I’m very lucky. I only have my MRI once a year, which means I don’t usually have to think about it for most of the 10 months. But then, the next date starts approaching and generally two months prior the scan, the thoughts begin to eat me inside again.
My annual MRI is next week and I’m already turning into this anxious and paranoid person. I’m trying to be positive but it’s bloody difficult to prevent all these thoughts popping up in your head.
I’m imagining lying in the machine surrounded by all those loud noises for an excruciating hour.
I’m thinking how they’re going to struggle to find a vein to inject the dye … as they always do.
I’m visualising how I’ll feel and what will be on my mind.

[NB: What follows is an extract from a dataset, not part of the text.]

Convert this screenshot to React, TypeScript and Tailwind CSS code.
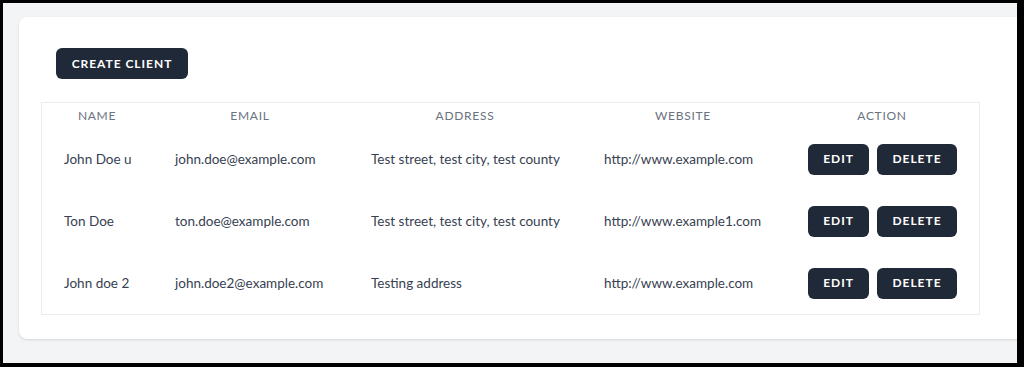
import React from "react";

const rows = [
  { name: "John Doe u", email: "john.doe@example.com", address: "Test street, test city, test county", website: "http://www.example.com" },
  { name: "Ton Doe", email: "ton.doe@example.com", address: "Test street, test city, test county", website: "http://www.example1.com" },
  { name: "John doe 2", email: "john.doe2@example.com", address: "Testing address", website: "http://www.example.com" },
];

export default function App() {
  return (
    <div
      className="w-[1024px] h-[367px] bg-black pt-[3px] pl-[3px] pr-[7px] pb-[4px] overflow-hidden"
      style={{ fontFamily: "Lato, 'Noto Sans', 'Liberation Sans', sans-serif" }}
    >
      <div className="w-full h-full bg-[#f3f4f6] pt-[14px] pl-[16px] overflow-hidden">
        <div className="w-[1040px] h-[322px] bg-white rounded-lg shadow-sm pt-[31px] pl-[22px]">
          <div className="pl-[15px]">
            <button className="w-[132px] h-[31px] rounded-md bg-[#1f2937] text-white text-[12px] font-bold tracking-[0.08em] uppercase flex items-center justify-center">
              Create Client
            </button>
          </div>
          <div className="mt-[23px] w-[939px] border border-[#ececec]">
            <table className="w-full table-fixed border-collapse">
              <colgroup>
                <col className="w-[110px]" />
                <col className="w-[196px]" />
                <col className="w-[234px]" />
                <col className="w-[202px]" />
                <col className="w-[196px]" />
              </colgroup>
              <thead>
                <tr className="h-[25px]">
                  {["Name", "Email", "Address", "Website", "Action"].map((h) => (
                    <th key={h} className="text-center text-[12px] font-normal uppercase tracking-[0.06em] text-[#6b7280] pt-[1px] align-middle">
                      {h}
                    </th>
                  ))}
                </tr>
              </thead>
              <tbody>
                {rows.map((r, i) => (
                  <tr key={i} className="h-[62px] text-[13.5px] text-[#374151]">
                    <td className="pl-[22px] whitespace-nowrap align-middle">{r.name}</td>
                    <td className="pl-[23px] whitespace-nowrap align-middle">{r.email}</td>
                    <td className="pl-[23px] whitespace-nowrap align-middle">{r.address}</td>
                    <td className="pl-[22px] whitespace-nowrap align-middle">{r.website}</td>
                    <td className="pl-[24px] align-middle">
                      <div className="flex gap-[8px]">
                        <button className="w-[61px] h-[31px] rounded-md bg-[#1f2937] text-white text-[12px] font-bold tracking-[0.08em] flex items-center justify-center">
                          EDIT
                        </button>
                        <button className="w-[80px] h-[31px] rounded-md bg-[#1f2937] text-white text-[12px] font-bold tracking-[0.08em] flex items-center justify-center">
                          DELETE
                        </button>
                      </div>
                    </td>
                  </tr>
                ))}
              </tbody>
            </table>
          </div>
        </div>
      </div>
    </div>
  );
}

And then the wait for the results.
I have a bit of a love and hate relationship with the MRI machine. I like what it does and how much it can show and help us diagnose. Despite the general view, I don’t find it claustrophobic and I think the noises are quite intriguing. Actually, if you find a pattern in the different sounds, it can help with meditation, which is something I did during my previous scans.
So, what do I hate about it. The circumstances. The bad news it gives and the anxiety it creates. And I do realise these are all just conceptual.
As everything in this world, it is as bad as we make it to be in our head. Fear is abstract. Anxiety is abstract. But that doesn’t mean it’s not real. Is it illogical and unhelpful? Yes!
So how do I prepare?
Be realistic. – I know I will be anxious and it won’t be a pleasant experience. But I’ve done it many times before and know what to expect.
Use affirmations. – My anxiety and fear are irrational and unhelpful. I cannot influence the outcome. If the results are positive then great, I can move on. If they are negative then I’m lucky to be surrounded by the best experts in their fields and I’ll be supported 100%.
Be hopeful and positive. – Because eventually everything is going to be ok. All I can do is live, take things as they come. Oh and meditate!
This article was inspired by Martino Sclavi’s blog and written with everyone undergoing similar experience on my mind.